**Written exercise**
Wherever a line below holds the word "screenshot", copy that line.

**Material for the task**
----

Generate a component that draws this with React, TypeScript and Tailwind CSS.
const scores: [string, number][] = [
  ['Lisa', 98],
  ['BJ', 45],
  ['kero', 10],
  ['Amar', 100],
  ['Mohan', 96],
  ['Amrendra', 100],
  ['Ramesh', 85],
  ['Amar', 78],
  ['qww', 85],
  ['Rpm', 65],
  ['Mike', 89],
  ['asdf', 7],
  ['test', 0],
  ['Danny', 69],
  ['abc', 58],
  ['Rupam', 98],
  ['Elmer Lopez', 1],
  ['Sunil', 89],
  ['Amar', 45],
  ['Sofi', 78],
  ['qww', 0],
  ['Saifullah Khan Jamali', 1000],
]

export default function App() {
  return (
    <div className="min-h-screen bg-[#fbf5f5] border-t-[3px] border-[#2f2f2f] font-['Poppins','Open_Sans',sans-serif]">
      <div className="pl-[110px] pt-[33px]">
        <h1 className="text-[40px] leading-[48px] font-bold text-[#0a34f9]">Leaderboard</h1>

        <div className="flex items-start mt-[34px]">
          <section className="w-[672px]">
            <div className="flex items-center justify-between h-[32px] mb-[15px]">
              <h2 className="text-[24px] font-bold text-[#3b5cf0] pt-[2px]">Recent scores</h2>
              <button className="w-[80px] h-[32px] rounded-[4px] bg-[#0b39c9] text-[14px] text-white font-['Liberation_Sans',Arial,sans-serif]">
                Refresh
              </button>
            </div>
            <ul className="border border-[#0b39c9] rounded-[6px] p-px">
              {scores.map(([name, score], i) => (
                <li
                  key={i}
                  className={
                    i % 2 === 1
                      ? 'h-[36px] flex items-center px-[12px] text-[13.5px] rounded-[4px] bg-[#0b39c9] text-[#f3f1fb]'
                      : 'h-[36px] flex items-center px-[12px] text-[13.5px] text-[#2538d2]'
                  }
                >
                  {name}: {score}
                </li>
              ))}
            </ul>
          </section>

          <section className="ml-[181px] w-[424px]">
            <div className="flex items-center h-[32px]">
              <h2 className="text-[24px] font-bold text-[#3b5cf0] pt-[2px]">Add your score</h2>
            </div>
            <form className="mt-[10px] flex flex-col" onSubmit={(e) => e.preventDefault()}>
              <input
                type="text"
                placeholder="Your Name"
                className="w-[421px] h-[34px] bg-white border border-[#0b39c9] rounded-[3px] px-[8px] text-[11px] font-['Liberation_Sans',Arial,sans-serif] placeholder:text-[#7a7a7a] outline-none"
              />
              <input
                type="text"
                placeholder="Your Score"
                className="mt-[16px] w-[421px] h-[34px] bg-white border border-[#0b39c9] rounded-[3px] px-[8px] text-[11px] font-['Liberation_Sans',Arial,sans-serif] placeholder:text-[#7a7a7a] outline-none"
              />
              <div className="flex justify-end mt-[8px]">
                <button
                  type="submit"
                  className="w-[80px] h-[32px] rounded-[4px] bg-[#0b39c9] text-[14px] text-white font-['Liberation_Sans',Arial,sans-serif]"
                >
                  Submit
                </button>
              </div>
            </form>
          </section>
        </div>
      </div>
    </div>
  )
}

----

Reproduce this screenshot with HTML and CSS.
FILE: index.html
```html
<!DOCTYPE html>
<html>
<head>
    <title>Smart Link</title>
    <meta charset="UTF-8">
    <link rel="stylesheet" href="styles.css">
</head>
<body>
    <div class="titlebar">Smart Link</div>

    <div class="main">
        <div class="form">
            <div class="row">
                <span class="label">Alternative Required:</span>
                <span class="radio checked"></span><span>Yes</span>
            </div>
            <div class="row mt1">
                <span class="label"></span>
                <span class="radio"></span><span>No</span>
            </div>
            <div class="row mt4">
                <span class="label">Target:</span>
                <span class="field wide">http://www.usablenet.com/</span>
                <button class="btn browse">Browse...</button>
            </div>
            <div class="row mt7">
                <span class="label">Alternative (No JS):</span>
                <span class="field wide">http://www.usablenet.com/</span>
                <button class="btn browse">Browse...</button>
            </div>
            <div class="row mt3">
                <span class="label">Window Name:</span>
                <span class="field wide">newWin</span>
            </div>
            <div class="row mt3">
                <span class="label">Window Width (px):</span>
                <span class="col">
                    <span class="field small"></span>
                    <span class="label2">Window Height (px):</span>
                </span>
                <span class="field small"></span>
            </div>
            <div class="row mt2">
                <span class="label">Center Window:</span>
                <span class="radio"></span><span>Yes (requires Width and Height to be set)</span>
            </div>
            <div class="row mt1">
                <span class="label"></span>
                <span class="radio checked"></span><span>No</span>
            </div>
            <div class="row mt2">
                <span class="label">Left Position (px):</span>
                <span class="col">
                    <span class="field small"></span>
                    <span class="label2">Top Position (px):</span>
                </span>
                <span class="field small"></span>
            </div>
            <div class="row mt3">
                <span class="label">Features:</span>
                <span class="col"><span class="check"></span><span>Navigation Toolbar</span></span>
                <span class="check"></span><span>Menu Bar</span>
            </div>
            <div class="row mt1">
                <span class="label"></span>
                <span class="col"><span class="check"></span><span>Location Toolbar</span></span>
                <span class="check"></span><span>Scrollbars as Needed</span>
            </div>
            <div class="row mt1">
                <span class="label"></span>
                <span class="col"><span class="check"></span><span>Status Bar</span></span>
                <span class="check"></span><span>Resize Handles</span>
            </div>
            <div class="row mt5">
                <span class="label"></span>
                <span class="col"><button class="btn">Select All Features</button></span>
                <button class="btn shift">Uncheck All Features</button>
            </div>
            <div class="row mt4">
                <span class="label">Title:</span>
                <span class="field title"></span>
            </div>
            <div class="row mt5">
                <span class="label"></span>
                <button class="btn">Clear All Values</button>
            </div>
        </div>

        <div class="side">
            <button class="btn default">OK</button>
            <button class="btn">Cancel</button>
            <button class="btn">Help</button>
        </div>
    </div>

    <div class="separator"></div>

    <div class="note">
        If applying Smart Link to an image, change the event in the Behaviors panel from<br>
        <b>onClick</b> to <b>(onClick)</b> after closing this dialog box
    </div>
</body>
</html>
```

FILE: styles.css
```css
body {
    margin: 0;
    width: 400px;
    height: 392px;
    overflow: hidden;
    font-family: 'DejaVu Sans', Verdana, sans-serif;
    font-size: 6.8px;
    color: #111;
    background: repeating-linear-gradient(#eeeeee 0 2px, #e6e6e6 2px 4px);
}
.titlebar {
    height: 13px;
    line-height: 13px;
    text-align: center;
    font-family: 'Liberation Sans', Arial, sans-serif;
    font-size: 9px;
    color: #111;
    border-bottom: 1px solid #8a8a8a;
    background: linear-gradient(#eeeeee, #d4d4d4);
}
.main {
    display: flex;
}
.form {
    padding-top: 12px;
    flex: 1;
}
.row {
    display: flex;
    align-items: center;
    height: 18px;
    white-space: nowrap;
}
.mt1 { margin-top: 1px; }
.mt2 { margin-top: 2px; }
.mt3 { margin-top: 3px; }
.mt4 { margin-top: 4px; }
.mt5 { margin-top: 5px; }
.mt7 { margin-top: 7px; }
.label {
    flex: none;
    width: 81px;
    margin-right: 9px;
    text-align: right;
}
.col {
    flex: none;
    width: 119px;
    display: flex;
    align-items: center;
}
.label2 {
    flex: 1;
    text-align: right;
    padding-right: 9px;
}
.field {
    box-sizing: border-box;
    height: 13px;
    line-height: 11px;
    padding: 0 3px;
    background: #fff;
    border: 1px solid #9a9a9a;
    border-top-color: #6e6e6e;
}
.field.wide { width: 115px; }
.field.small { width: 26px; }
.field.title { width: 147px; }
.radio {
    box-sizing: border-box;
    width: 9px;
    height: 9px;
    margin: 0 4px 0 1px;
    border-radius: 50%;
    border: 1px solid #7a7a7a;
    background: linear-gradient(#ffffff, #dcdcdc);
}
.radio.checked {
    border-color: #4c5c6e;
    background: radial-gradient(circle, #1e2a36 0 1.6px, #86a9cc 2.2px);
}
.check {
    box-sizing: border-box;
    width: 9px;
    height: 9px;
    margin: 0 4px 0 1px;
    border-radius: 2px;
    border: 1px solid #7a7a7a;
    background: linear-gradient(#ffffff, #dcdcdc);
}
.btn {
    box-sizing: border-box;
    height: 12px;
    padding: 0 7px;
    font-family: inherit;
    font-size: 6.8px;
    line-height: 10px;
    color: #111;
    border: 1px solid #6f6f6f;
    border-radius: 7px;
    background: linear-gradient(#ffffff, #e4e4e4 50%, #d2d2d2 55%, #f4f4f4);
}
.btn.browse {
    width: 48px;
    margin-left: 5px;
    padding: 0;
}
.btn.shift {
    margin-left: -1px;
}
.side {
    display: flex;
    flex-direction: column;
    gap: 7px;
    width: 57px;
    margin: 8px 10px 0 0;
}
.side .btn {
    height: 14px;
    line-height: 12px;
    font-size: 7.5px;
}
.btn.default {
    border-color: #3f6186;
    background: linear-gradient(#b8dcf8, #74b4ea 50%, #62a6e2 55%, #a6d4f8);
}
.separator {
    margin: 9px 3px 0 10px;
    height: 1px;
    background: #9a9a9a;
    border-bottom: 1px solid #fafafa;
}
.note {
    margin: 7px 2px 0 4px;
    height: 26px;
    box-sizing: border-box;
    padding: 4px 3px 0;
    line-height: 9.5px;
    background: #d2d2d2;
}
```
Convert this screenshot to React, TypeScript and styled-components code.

----

**Answer below**
Reproduce this screenshot with HTML and CSS.
Convert this screenshot to React, TypeScript and styled-components code.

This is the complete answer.